The bill before us will do that. It will help grow the economy, create jobs, and ensure that hardworking Americans aren’t missing available tax relief.
This bill also will provide relief to small, family-owned businesses. We want to make sure that small businesses, which currently employ the majority of the private sector in Wyoming and are the backbone of our communities, have the opportunity to grow and provide more jobs.
If you care about jobs, if you care about American companies staying here and being able to compete globally, then you should also care about reforming our business tax system. America has the fourth highest corporate tax rate in the world. We need to encourage companies to bring back their overseas money to increase the number of jobs here in the United States. Lowering our uncommonly high and uncompetitive business tax rate would be one of the quickest ways to solve the problem. It’s time we make America a more inviting place to invest, do business, and create jobs.
We heard a lot of rhetoric yesterday in our committee meeting to report this bill, and I expect we will be hearing a lot more of the same arguments over the next couple of days. So I want to address some of the claims made by my colleagues on the other side of the aisle yesterday.
Several members complained that there have been zero hearings on this reconciliation legislation and that this has been a rushed process – nothing could be farther from the truth.
The entire FY 2018 budget reconciliation process has been open, transparent, and subject to regular order, starting with the passage of the Senate budget resolution. The Senate Budget Committee marked up the budget over two days and accepted amendments from both sides of the aisle to make the resolution stronger.
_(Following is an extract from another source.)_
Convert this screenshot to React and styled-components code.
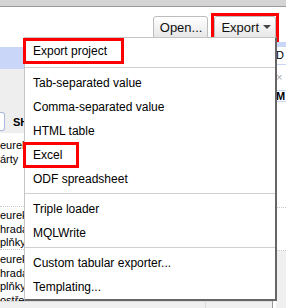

In fact, for the first time ever, the minority was given a copy of the Chairman’s Mark five days prior to the start of our markup. According to many of my colleagues, it was one of the most transparent budget resolution markups in history
The budget resolution, complete with the reconciliation instructions being used this week, was then debated on the floor in an open process that allowed every Senator the opportunity to offer and vote on amendments to improve the resolution before its final passage.
This set in motion the instructed committees’ process for producing recommendations.
Over the last six years, the Senate Finance Committee has held 70 hearings on how the tax code can be improved and streamlined to work better for all Americans.
Earlier this month, the Senate Finance Committee held a four-day markup before finally approving tax reform legislation designed to modernize our tax code. The markup lasted 23 hours and 34 minutes over the course of those four days. Of the more than 350 amendments filed, 69 were considered in committee. An additional 35 amendments, offered by both Democrats and Republicans, were included in the final bill reported out of committee.
On November 2nd, the Senate Energy and Natural Resources Committee held a hearing to receive testimony on the potential for oil and gas exploration and development in the so-called “1002 [Ten-Oh-Two] Area” of the Arctic National Wildlife Refuge, or ANWR.
And on November 15th, after adopting a bipartisan amendment, the Committee approved with bipartisan support legislation authorizing responsible development in the Ten-Oh-Two area and meeting the $1 billion reconciliation deficit reduction target. Let me explain what we are talking about here, Mr. President: ANWR is 19.3 million acres – about the size of South Carolina. The Ten-Oh-Two Area is 1.57 million acres – about the size of Delaware. And the area within Ten-Oh-Two that we are talking about for development, just 2,000 acres, is smaller than the Fargo, North Dakota airport.
When the Budget Committee met yesterday, consistent with our responsibility under the Congressional Budget Act, we were only allowed to combine the recommendations of these two committees and reported the combined bill to the full Senate. As provided by law, no amendments were allowed because under the Budget Act, our committee is prohibited from substantively changing either committee’s approved recommendations. Now that this bill is on the floor, however, it will be subject to an open amendment process. For reconciliation bills like this, the amount of amendments that can be offered is unlimited.
Several members yesterday accused us of no longer caring about overspending and the debt. Again – this is completely false. Better tax policy will boost the value of everything we produce, and this will mean more revenue for the federal government.
The cost of this bill that you will hear my colleagues on the other side of the aisle argue assumes the bill has little effect on the economy. That assumption is based on the sluggish growth we’ve had recently: in 2016, annual GDP growth was 1.6%. But Mr. President, our historical average growth is 3.2%, and under this President’s efforts and the hope he’s brought to working Americans, our economy has grown at more than 3% the last two quarters. If we only get to 2.4% growth in the private sector, this bill will be paid for. And if we reach 3.2% growth, part of the debt will be paid down from the extra revenue that will be generated!
This reconciliation bill will make concrete reforms to the broken U.S. tax code and put the American economy back on a growth track. This tax plan is an investment in hardworking Americans – one that will produce more jobs, higher wages and a stronger and more competitive American economy.
I look forward to working my colleagues to help pass this bill that will not only benefit hardworking Americans, but will make our economy and country stronger.
Thank you, Mr. President, I yield the floor.